Reaching the gate, Gareth, Lorne, and Rhonu get arrested, and the dragon eggs seized upon learning of the Painted clan heading towards the wall. Drago, now under Brude's control, and the Painted tribe attack at the full moon, but Lorne's magic helps Gareth and Rhonu escape. As Gareth disrupts the sale of the dragon eggs and battles Sir Horsa to protect them, his brave act frees Drago, who then aids both the soldiers and the northern clans led by Traevor. Gareth slays Sir Horsa while Rhonu battles and kills Brude, although she herself is fatally wounded. With Brude dead and Drago free, the remainder of the Painted tribe retreats. After the battle, Gareth tends to Rhonu, who is saved by an unhatched dragon sharing its heart with her. Gareth becomes a knight and the settlement's leader, with peace achieved between the North and South as Hadrian's Wall is renamed the Dragon's Gate. Gareth and Rhonu express their love for each other, and the baby dragon that saved Rhonu begins hatching.

==Production==
===Development===
Long rumored and speculated upon by fans of the previous two films, a third installment in the Dragonheart franchise was announced during the summer of 2014 to have been green-lit by Universal Studios Home Entertainment. The budget for the CGI effects work for Drago alone was $7,000,000.

Raffaella De Laurentiis, who produced the two previous films in the franchise, Dragonheart and Dragonheart: A New Beginning, reprised her role in development as a producer for the third installment. Her stepson Matthew Feitshans is a screenwriter and development executive regarding storytelling and was chosen as the writer for the film. In addition, this was the first film that he wrote for.

===Casting===
Julian Morris was cast for the main lead character Gareth.

===Filming===
The filming began around 2013 with filming locations taking place in Romania.

===Music===

The score was composed by Mark McKenzie, who previously composed the score for Dragonheart: A New Beginning. The score contains the original theme by Randy Edelman from the first film.

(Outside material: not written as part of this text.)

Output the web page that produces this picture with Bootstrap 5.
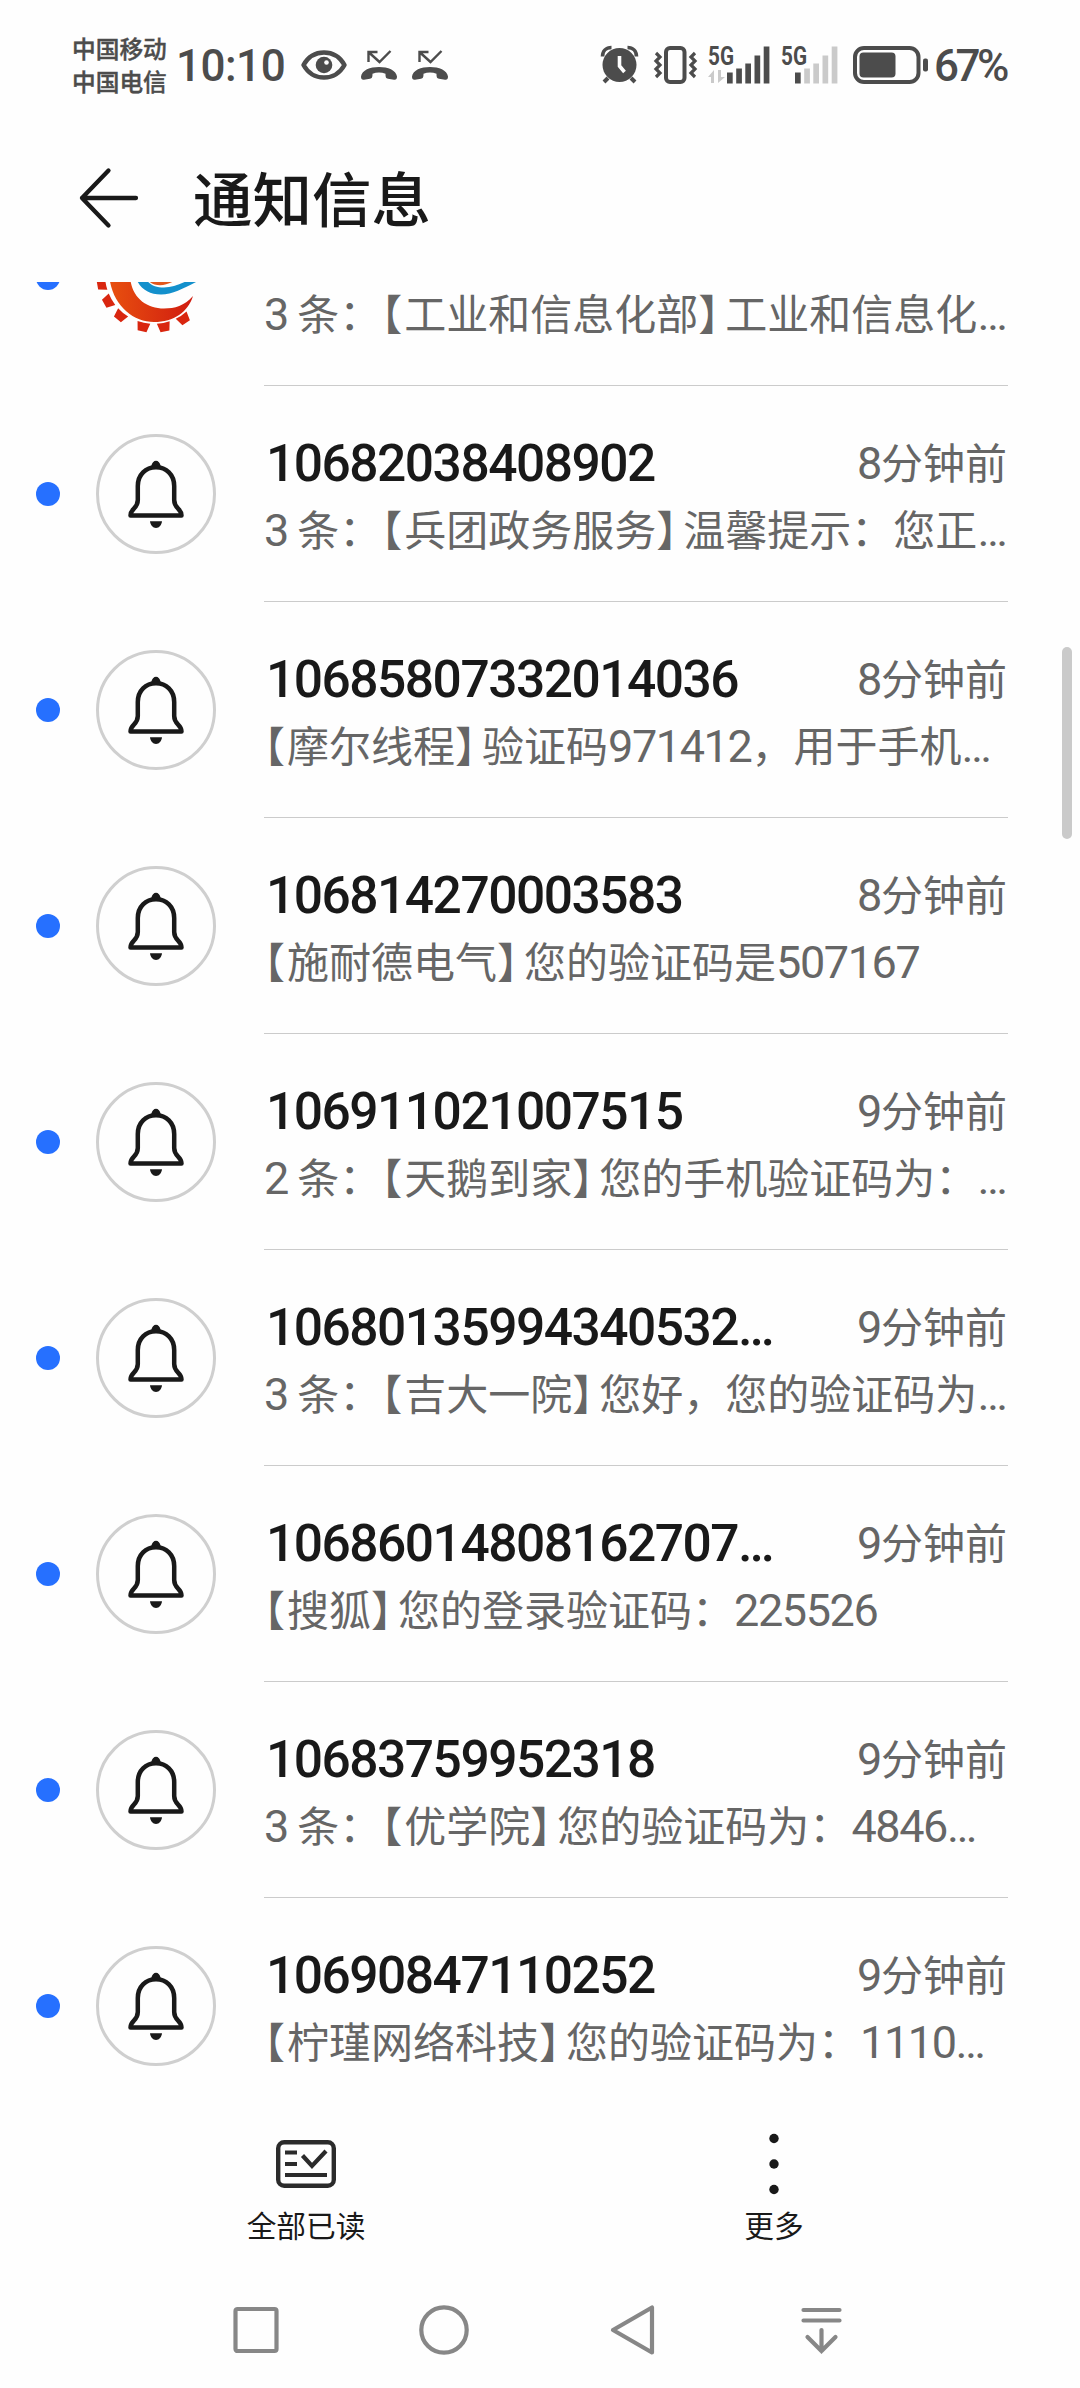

Dragonheart 3: The Sorcerer's Curse (Original Motion Picture Soundtrack)
| No. | Title | Length |
|---|---|---|
| 1. | "Clans Stirred to War" | 4:55 |
| 2. | "Jousting Final Test to Knighthood" | 1:56 |
| 3. | "Pay Up!" | 1:29 |
| 4. | "One Rejected Knight" | 3:14 |
| 5. | "The Poor are First to Suffer and First to Help" | 4:32 |
| 6. | "Dragon and Eggs Discovered" | 3:49 |
| 7. | "Shared Heart" (includes Dragonheart theme) | 4:13 |
| 8. | "Show Us This Dragon" | 1:59 |
| 9. | "Follow Me" | 1:03 |
| 10. | "First Attack" | 1:21 |
| 11. | "Gareth On Fire" | 2:31 |
| 12. | "Smoke Trick Rescue" | 4:40 |
| 13. | "Like a Thorny Vine" | 1:34 |
| 14. | "Bathing Beauty" | 2:23 |
| 15. | "Shadow Hopping" | 1:46 |
| 16. | "Wrong Assumptions" | 0:20 |
| 17. | "Desires Can Spoil a Dream and a Heart" | 2:39 |
| 18. | "A Knight is Sworn to Valor" (includes Dragonheart theme) | 7:04 |
| 19. | "Honor is in Their Every Word" | 0:49 |
| 20. | "Goodbye My Friend" (includes Dragonheart theme) | 2:34 |
| 21. | "Clans Arrive for War" | 4:31 |
| 22. | "Battle to the Death" (includes Dragonheart theme) | 6:42 |
| 23. | "Final Victory & End Credits" (includes Dragonheart theme) | 9:56 |
| Total length: |  | 76:00 |

=== Visual effects ===
The visual effects were done by Terminal FX.

==Release==
Dragonheart 3: The Sorcerer's Curse was released for a Digital HD release and was released on DVD and Blu-ray in Spain, Portugal and France on February 10, 2015. It was also released in India on February 17 in English and included a Hindi audio dub track. It was released on DVD and Blu-ray in North America on February 24, which also comes with Latin Spanish and European French audio dub tracks. In the United Kingdom, it was released on DVD and Blu-ray on March 30. As of February 10, the film has been available for viewing on Netflix in the United States. A Japanese DVD and Blu-ray release was released on June 3, and it contained the original English audio with Japanese subtitles and a Japanese audio dub track.

==Reception==

After its digital release, the film received mixed but generally positive reception, with reviews noting impressive CGI for a direct-to-video release, the film being a vast improvement over Dragonheart 2, and being on par with the original film.

It earned $2,158,271 from domestic home video sales.

==Sequels==
The fourth film in the series, Dragonheart: Battle for the Heartfire, directed by Patrik Syversen, was released direct-to-video on June 13, 2017. The budget was reportedly double that of The Sorcerer's Curse. The fifth film in the series, Dragonheart: Vengeance, was released direct-to-video on February 4, 2020.